Improvement Exchange Planning
An improvement exchange lets a Colorado investor direct exchange funds toward construction or renovation on the replacement property, not merely its purchase price — but every dollar of improvement value has to be in place before the 180-day period ends. This service plans that construction timeline against the exchange deadline from day one, the same way a route with a hard delivery window gets planned backward from the drop-off time.
How an Improvement Exchange Is Structured
Because the investor cannot yet own the replacement property when improvements begin — that would create constructive receipt problems — an exchange accommodation titleholder, or EAT, holds legal title to the replacement property during construction. The qualified intermediary's exchange funds pay for both the acquisition and the improvements while the EAT holds title, and the property transfers to the investor before day 180, at which point it must reflect the improvement value the exchange was structured to capture.
Coordinating this structure across a Colorado construction project adds a layer most direct purchases do not have, since the EAT's title, the contractor's schedule, and the qualified intermediary's funding all have to move together.
The identification notice itself also has to describe the property as it is expected to exist once improvements are complete, which means the 45-day description and the construction scope have to be settled together, not decided separately.
Why Colorado Investors Use This Structure
Improvement exchanges tend to fit situations where the ideal replacement property does not exist as-is — a Front Range industrial building that needs dock-door reconfiguration for a new tenant profile, a Colorado Springs retail space needing a full interior build-out, or a raw Western Slope parcel needing site work before it functions as usable commercial real estate. Rather than buying a finished asset that may not match the relinquished property's value, the investor directs part of the exchange value into construction that the EAT structure allows to still count as like-kind.
This is often the only realistic path for a Colorado investor who sold a large, fully improved asset and cannot find a comparable finished replacement on the market within the identification window.
Planning Construction Against the 180-Day Deadline
The improvement exchange calendar has to work backward from day 180 with the same discipline as any other exchange, plus construction risk layered on top.
- permitting and entitlement timeline for the specific Colorado jurisdiction
- contractor selection and a construction schedule with realistic buffer, not best-case
- EAT title transfer mechanics and the qualified intermediary's funding schedule
- a defined stopping point for improvements if day 180 arrives before construction finishes
- final valuation confirming the improved property matches the required replacement value
Seasonal and Regional Construction Risk
Statewide, construction timing risk varies sharply by region. A Denver metro tenant improvement project usually has predictable permitting and a full-year construction window. A mountain-corridor or resort-county project in Summit or Eagle County can lose usable construction months to winter weather and material access, which makes the 180-day deadline considerably tighter for the same scope of work. Western Slope projects sometimes face longer entitlement timelines tied to water or agricultural land use review. All of that has to be priced into the schedule before the exchange structure is finalized, not discovered mid-construction.
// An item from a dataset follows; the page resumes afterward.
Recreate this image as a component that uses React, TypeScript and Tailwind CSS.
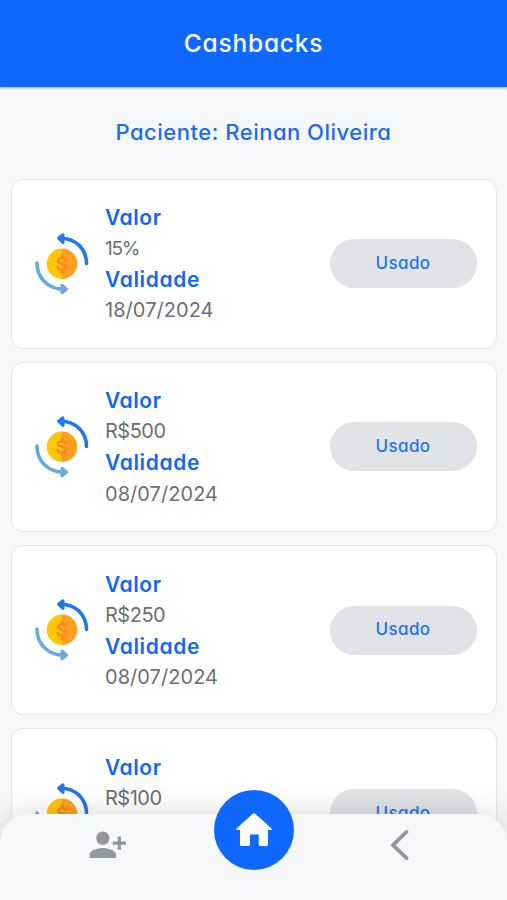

A Colorado file weighing a resort-county build against a Front Range build should expect the same construction scope to consume a noticeably different share of the 180-day window depending on the season.
What Happens if Construction Runs Long
Only improvements actually completed and reflected in the property's value by day 180 count toward the exchange — unfinished construction value does not qualify, even if the investor fully intends to finish it later. This service plans the construction and title timeline against the exchange deadline; it does not provide tax or legal advice, and investors should confirm the improvement exchange structure with their qualified intermediary and tax advisor before construction begins.
Planning for this outcome in advance — deciding what scope can realistically finish by day 180 on a specific Colorado site — is what keeps a construction delay from becoming an exchange failure.
Common 1031 Exchange Questions
Who owns the replacement property while improvements are being built?
An exchange accommodation titleholder, or EAT, holds legal title during construction, since the investor taking title before the exchange completes would create ownership problems for the structure.
Does unfinished construction still count toward the exchange value?
No. Only the value of improvements actually completed and in place by day 180 counts — work still in progress at the deadline does not qualify, regardless of how far along it is.
Why would a Front Range investor use an improvement exchange instead of buying a finished building?
When the available inventory does not match the relinquished property's value or use, directing part of the exchange funds into construction can bridge that gap rather than settling for a mismatched finished asset.
Does winter weather in mountain-corridor Colorado affect the exchange deadline?
The deadline itself does not move, but construction schedules in Summit or Eagle County often need extra buffer for winter months, which should be built into the plan before the exchange starts, not after ground is broken.
Can an improvement exchange be combined with identifying a second, finished backup property?
Yes, and it is often prudent — a backup identified property that does not depend on completed construction protects the exchange if the improvement timeline slips past day 180.